The Common Law Copyright Notice states for unauthorized use the fee is
$500,000.00 dollars (five hundred thousand) per trade-name/trade mark in any form.
Since the 1933 Bankruptcy, gold confiscation and declared State of Emergency, a[n]
individual is legally entitled to an unlimited credit line. Also as a Secured Creditor
I also would like my unlimited Credit Line.

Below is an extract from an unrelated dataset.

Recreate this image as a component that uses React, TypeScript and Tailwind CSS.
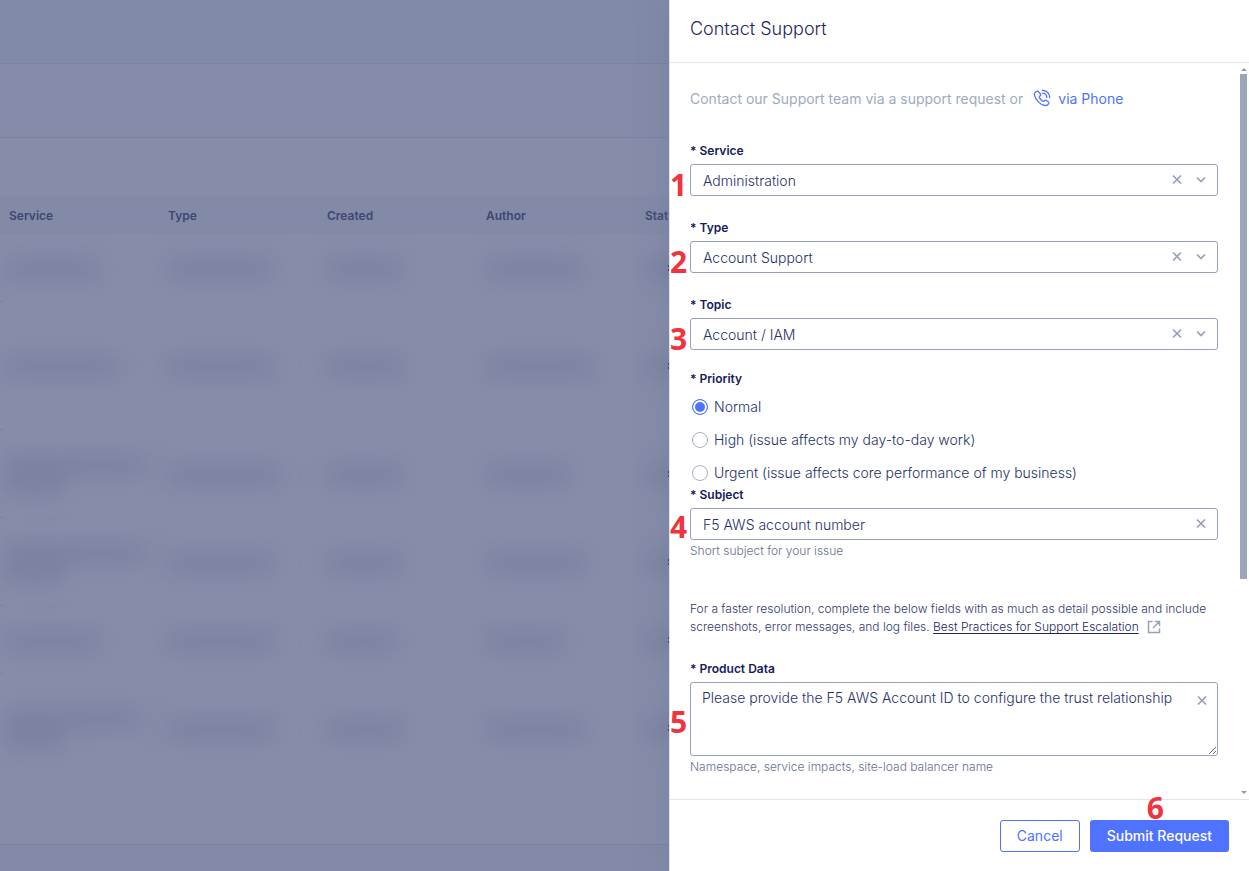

All claims (case #07CR000516 and Post Release control) must be dismissed and all
said fees (and unlimited credit line) must be placed in the jurisdiction of said
SECURED PARTY CREDITOR Andre Johnson! Also secured party creditor must
be released from the incarceration/confinement of the commercia[l] criminal case
(Complt., Doc. No. 1 at 13-14.)
For the reasons stated below, this action is dismissed upon initial screening pursuant to 28
Standard of Review
Pleadings and documents filed by pro se litigants are to be “liberally construed,” and a “pro
se complaint, however inartfully pleaded, must be held to a less stringent standard than formal
pleadings drafted by lawyers.” Erickson v. Pardus, 551 U.S. 89, 94 (2007). However, “the lenient
treatment generally accorded to pro se litigants has limits,” and a pro se plaintiff is not automatically
entitled to take every case to trial. Pilgrim v. Littlefield, 92 F.3d 413, 416 (6th Cir. 1996). Rather,
a district court is required to dismiss an in forma pauperis action “at any time” under 28 U.S.C.

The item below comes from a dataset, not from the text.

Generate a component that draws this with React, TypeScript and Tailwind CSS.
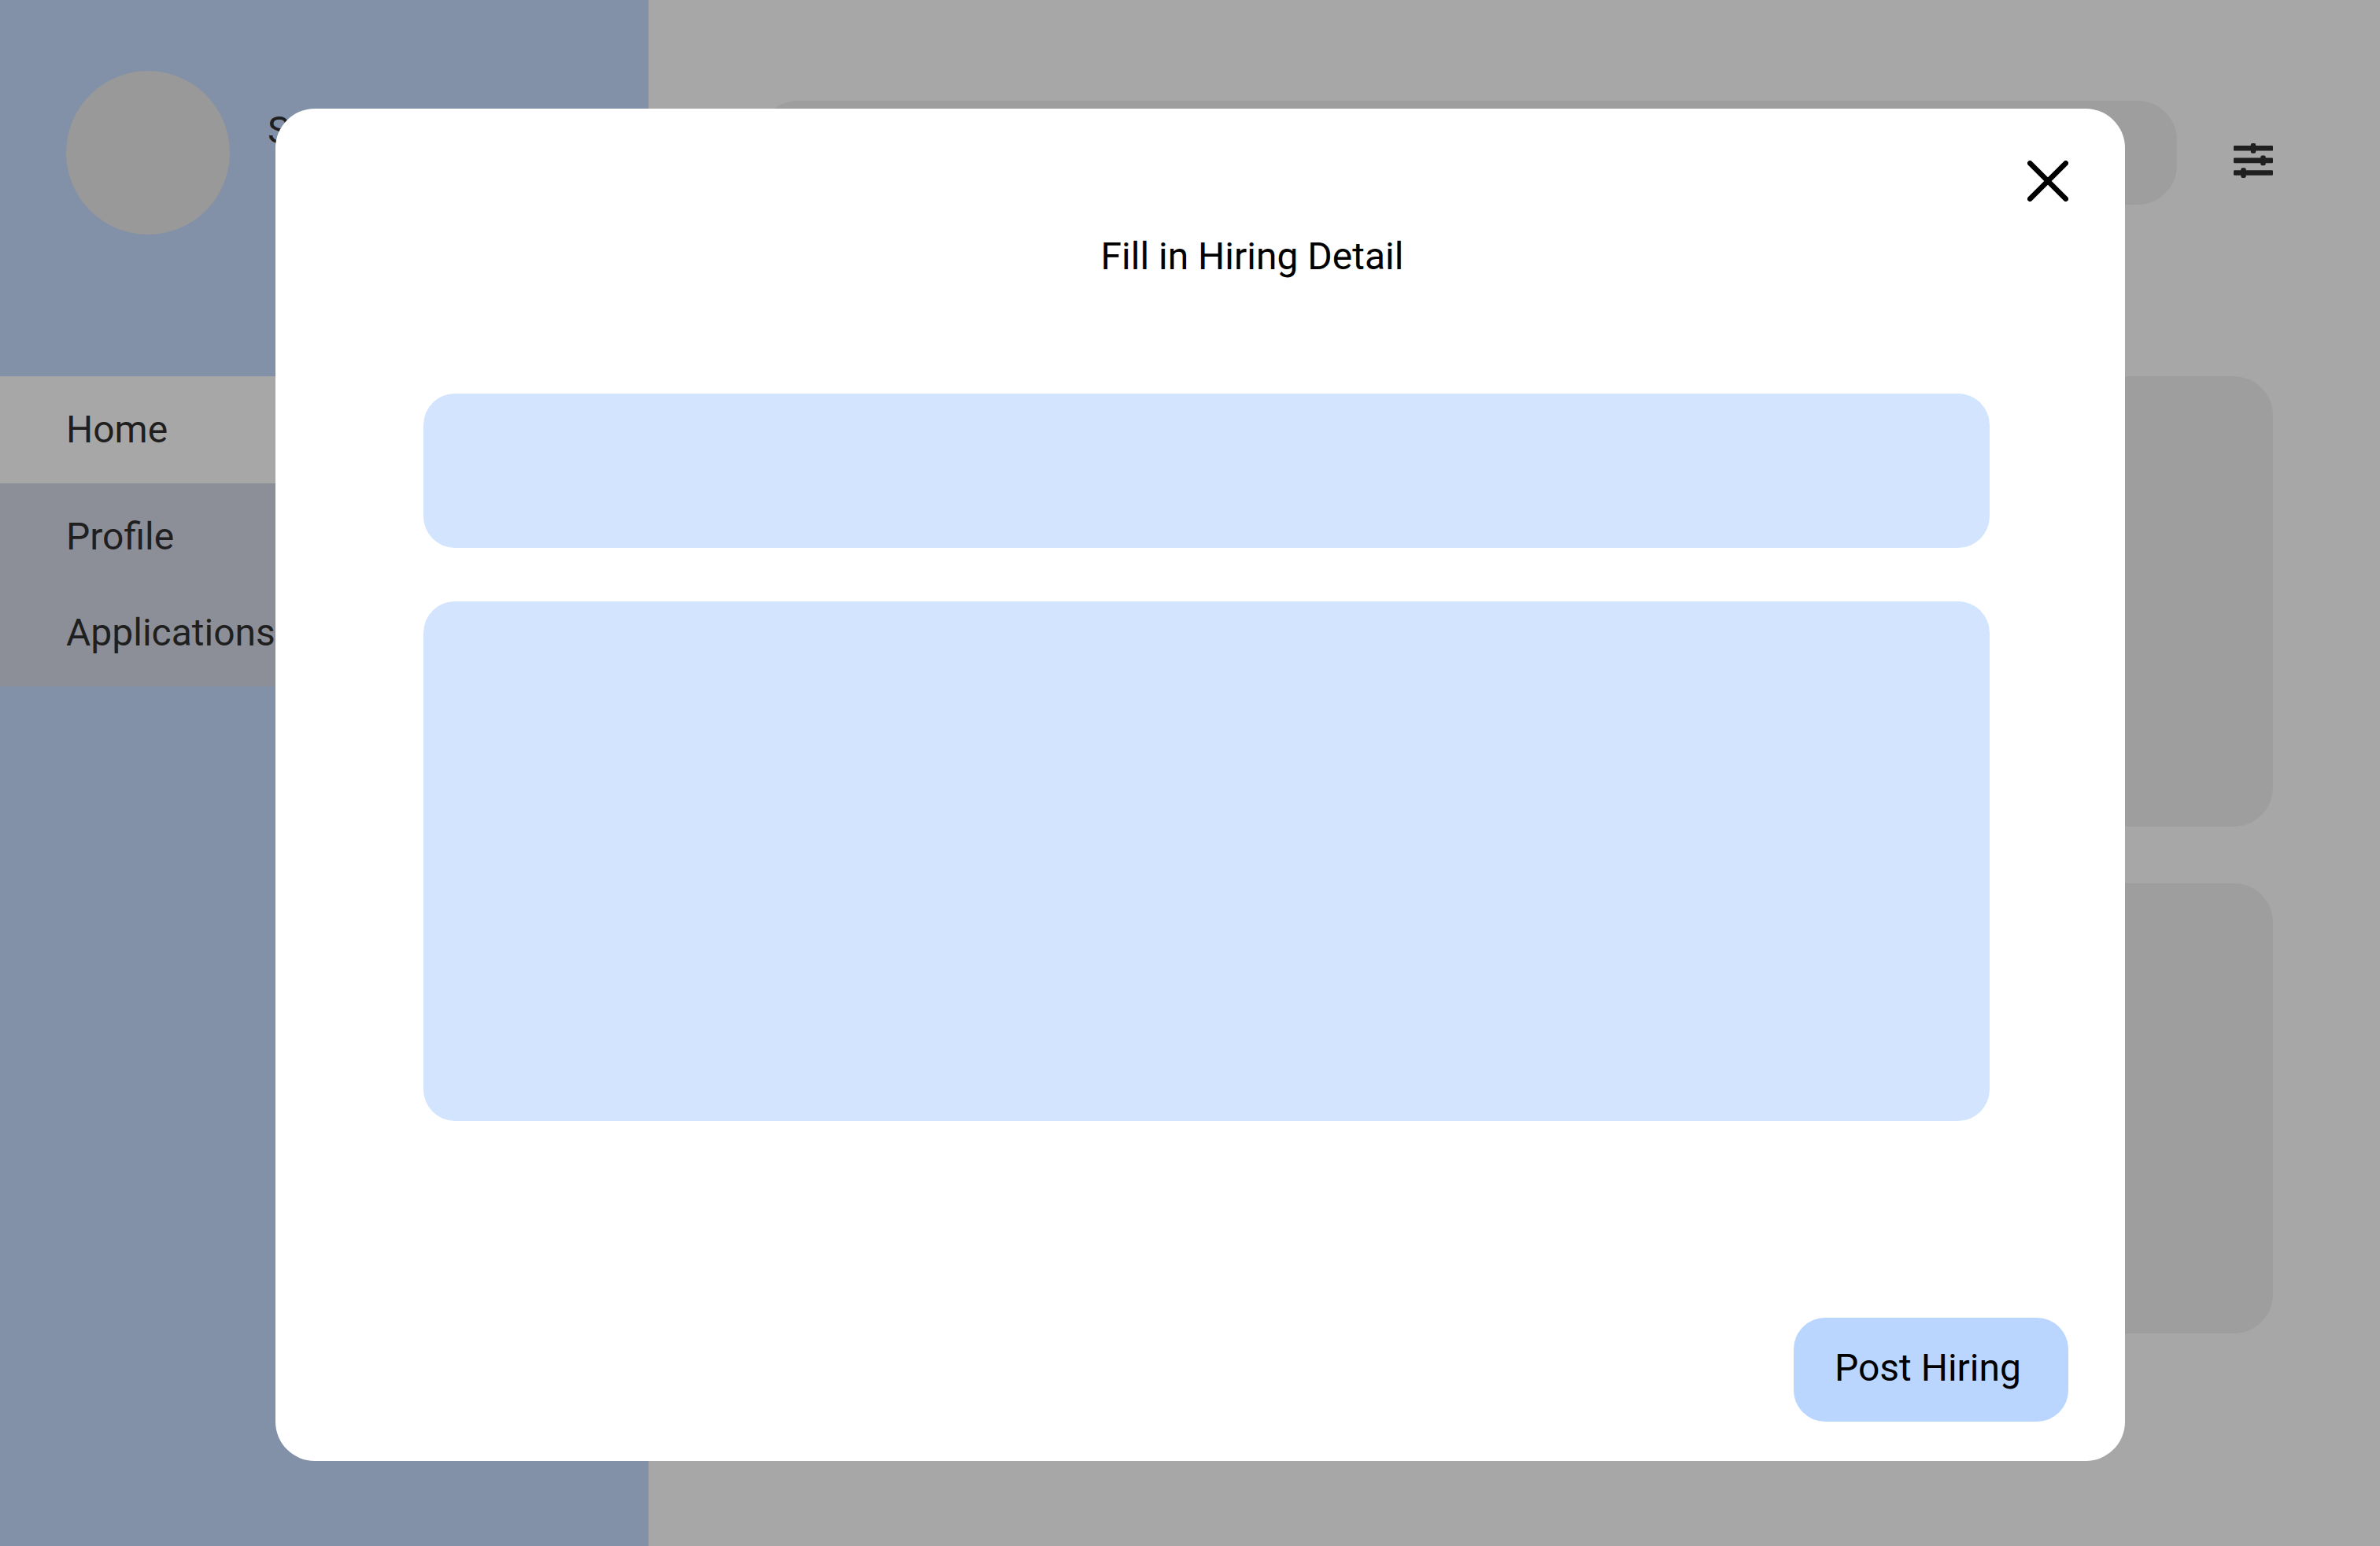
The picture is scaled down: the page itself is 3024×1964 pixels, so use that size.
import { useId } from "react";

const navLink = "block pl-[84px] text-5xl leading-[56px]";

function SlidersIcon() {
  return (
    <svg viewBox="0 0 50 44" className="h-11 w-[50px]" fill="currentColor" aria-hidden="true">
      <rect x="0" y="3" width="50" height="6.6" rx="1.2" />
      <rect x="21.8" y="0" width="6.4" height="12.7" rx="2" />
      <rect x="0" y="18.6" width="50" height="6.6" rx="1.2" />
      <rect x="34.3" y="15.6" width="6.4" height="12.7" rx="2" />
      <rect x="0" y="34.2" width="50" height="6.6" rx="1.2" />
      <rect x="9.3" y="31.2" width="6.4" height="12.7" rx="2" />
    </svg>
  );
}

function CloseIcon() {
  return (
    <svg
      viewBox="0 0 52 52"
      className="size-[52px]"
      fill="none"
      stroke="currentColor"
      strokeWidth="6.6"
      strokeLinecap="round"
      aria-hidden="true"
    >
      <path d="M3.3 3.3 48.7 48.7M48.7 3.3 3.3 48.7" />
    </svg>
  );
}

function Sidebar() {
  return (
    <aside className="w-[824px] shrink-0 bg-[#8291a8]">
      <div className="flex gap-12 pt-[90px] pl-[84px]">
        <div className="size-[208px] rounded-full bg-[#999999]" />
        <p className="pt-12 text-5xl leading-[56px]">S</p>
      </div>
      <nav className="mt-[180px]">
        <a href="#home" className={`${navLink} bg-[#a7a7a7] py-10`}>
          Home
        </a>
        <div className="flex flex-col gap-[66px] bg-[#8c8f98] pt-10 pb-10">
          <a href="#profile" className={navLink}>
            Profile
          </a>
          <a href="#applications" className={navLink}>
            Applications
          </a>
        </div>
      </nav>
    </aside>
  );
}

function Listing() {
  return (
    <main className="grow pt-32 pr-[136px] pl-[140px]">
      <div className="flex items-center gap-[72px]">
        <input
          type="search"
          aria-label="Search"
          className="h-[132px] min-w-0 grow rounded-[50px] bg-[#9e9e9e] px-12 text-5xl outline-none"
        />
        <button type="button" aria-label="Filters" className="pt-5">
          <SlidersIcon />
        </button>
      </div>
      <div className="mt-[218px] flex flex-col gap-[72px]">
        <article className="h-[572px] rounded-[50px] bg-[#9e9e9e]" />
        <article className="h-[572px] rounded-[50px] bg-[#9e9e9e]" />
      </div>
    </main>
  );
}

function HiringDialog() {
  const titleId = useId();
  return (
    <div className="absolute inset-0 flex items-start pt-[138px] pr-[324px] pl-[350px]">
      <form
        role="dialog"
        aria-modal="true"
        aria-labelledby={titleId}
        className="flex grow flex-col rounded-[50px] bg-white pt-[66px] pr-[72px] pb-[50px] pl-[188px] text-black"
      >
        <button type="button" aria-label="Close" className="self-end">
          <CloseIcon />
        </button>
        <h1 id={titleId} className="mt-[42px] pl-4 text-center text-5xl leading-[56px]">
          Fill in Hiring Detail
        </h1>
        <div className="mt-[146px] mr-[100px] flex flex-col gap-[68px]">
          <input
            type="text"
            aria-label="Job title"
            className="h-[196px] rounded-[40px] bg-[#d3e4ff] px-12 text-5xl outline-none"
          />
          <textarea
            aria-label="Job description"
            className="h-[660px] resize-none rounded-[40px] bg-[#d3e4ff] p-12 text-5xl outline-none"
          />
        </div>
        <button
          type="submit"
          className="mt-[250px] self-end rounded-[40px] bg-[#bad6ff] pt-9 pr-[60px] pb-10 pl-[52px] text-5xl leading-[56px]"
        >
          Post Hiring
        </button>
      </form>
    </div>
  );
}

export default function App() {
  return (
    <div className="relative flex min-h-screen bg-[#a7a7a7] font-[Roboto,sans-serif] text-[#1f1f1f]">
      <Sidebar />
      <Listing />
      <HiringDialog />
    </div>
  );
}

§1915(e) if the court determines the complaint is frivolous or malicious or fails to state a claim on
which relief can be granted. A complaint is frivolous and warrants dismissal when a claim “lacks
an arguable basis in law or fact.” Neitzke v. Williams, 490 U.S. 319 (1989). A complaint lacks an
arguable basis in law or fact if it contains factual allegations that are fantastic or delusional, or if it
is based on legal theories that are indisputably meritless. Id. at 327–28; Brown v. Bargery, 207 F.3d
863, 866 (6th Cir.2000); Lawler v. Marshall, 898 F.2d 1196, 1198–99 (6th Cir.1990). A complaint
fails to state a claim on which relief may be granted if it does not contain “sufficient factual matter,
accepted as true, to state a claim to relief that is plausible on its face.” Hill v. Lappin, 630 F.3d 468,
471 (6th Cir. 2010).
This Court must dismiss the plaintiff’s action pursuant to 28 U.S.C. 1915(e). The plaintiff’s
complaint fails to state any cognizable claim. The plaintiff is attempting – through the civil clams
he purports to allege – to collaterally attack his state criminal conviction and sentence. The Supreme
Court held in Heck v. Humphrey, 512 U.S. 477, 486-87 (1994), however, that a plaintiff may not
recover civil damages for an allegedly unconstitutional conviction or imprisonment, or for other
harm caused by actions whose unlawfulness would render a conviction or sentence invalid, where
the plaintiff is unable to prove that the underlying conviction or sentence has been reversed on direct
appeal; expunged by executive order; declared invalid by a state tribunal authorized to make such
determination; or called into question by a federal court’s issuance of a writ of habeas corpus. The
plaintiff purports to allege claims here that if successful would impugn the validity of his state
criminal conviction and sentence, but he simply cannot demonstrate that his criminal conviction or
sentence has been invalidated in any of the ways articulated by the Supreme Court in Heck. Indeed,
the plaintiff pled guilty to the count of unlawful sexual conduct for which he was convicted and
sentenced, and the Ohio Court of Appeals affirmed the plaintiff’s sentence on appeal. See State of
Ohio v. Johnson, No. 2008-L-015, 2008 WL 4216533 (Ohio App. 11th Dist. Sept. 12, 2008. In
addition, two subsequent petitions for habeas corpus relief brought by the plaintiff pursuant 28
U.S.C. § 2254 have been denied. See Johnson v. Tibbals, No. 1: 12 CV 2609, 2013 WL 1003416
(N.D. Ohio Mar. 12, 2013); Johnson v. Marquis, 1: 14 CV 00067 (N.D. Ohio). The plaintiff,
accordingly, fails to state any viable civil claim upon which relief may be granted on the basis of
In addition, the plaintiff’s claims – which purport to seek the plaintiff’s release from prison
and recovery of monetary damages on the basis that the plaintiff is a “a secured party creditor” –
lack any viable legal basis and are patently frivolous. See, e.g., Johnson v. Tibbals, 2013 WL
1003416 at *6 (holding the plaintiff’s claims not cognizable in the context of a habeas petition
because the UCC governs only commercial transactions and “is wholly . . . inapplicable to criminal
proceedings”); Chandler v. Curtis, No. 05-cv-72608, 2005 WL 1640083, at *2 (E.D. Mich. July 13,
2005) (“provisions of the U.C.C. are inapplicable to criminal proceedings”). The plaintiff, simply,
has no viable legal claim that he is a secured party creditor under the UCC or is entitled to the relief
he seeks under any theory of commercial law.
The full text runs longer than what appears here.